Simulation(Section 5.3)

The following description is the same as the neural network simulation. Just in case you skip the neural network part, we repeat the description.

Then, we simulate the solving time with our purposed system. The time is calculated with Eq.(1),(2) in the paper. The screen outputs show the data that predicted wrongly, and the simulation results shown in Table.6. The results include original solving time, solving time after boosting(total_time), timeout constraints number with your setting threshold, and tp, fn, fp cases numbers, also the classification measurement results for prediction.

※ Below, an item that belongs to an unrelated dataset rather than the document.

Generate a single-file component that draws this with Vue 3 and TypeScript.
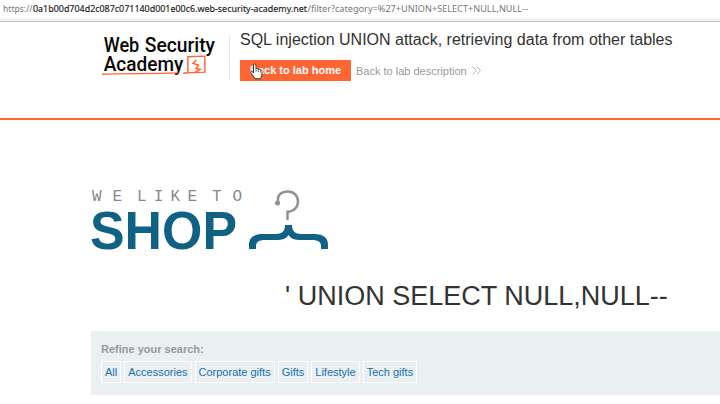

python simulation.py --model_name KNN --load_file data/gnucore/fv2_serial/train --test_directory data/gnucore/single_test/arch --time_selection adjust

The use of the prediction

To use our KNN predictor as a tool, you can use the KNN_Predictor.py from the home directory. Taking angr with z3 solver backend as an example, you need to replace the solving result = solver.check() like:

# set the solve time with t1=1s
solver.set('timeout', 1000)
# solve for the first time
result = solver.check()
# get script
query_smt2 = solver.to_smt2()
# timeout for t1
if result == z3.unknown:
    # predict the solve time, predictor is a KNN Predictor define above
    predicted_solvability = predictor.predict(query_smt2)
    # predicted result is solvable, else skip
    if predicted_solvability == 0:
        # set the solve time with 300s, the default solve time of angr
        solver.set('timeout', 3000000)
        #solve again
        result = solver.check()
        # update the model
        if result == z3.unknown:
            # prediction wrong, but solving corrects it
            predictor.increment_KNN_data(1)
        else:
            # prediction right
            predictor.increment_KNN_data(0)

This is a code representation of our predictor architecture interacting with symbolic execution tool angr.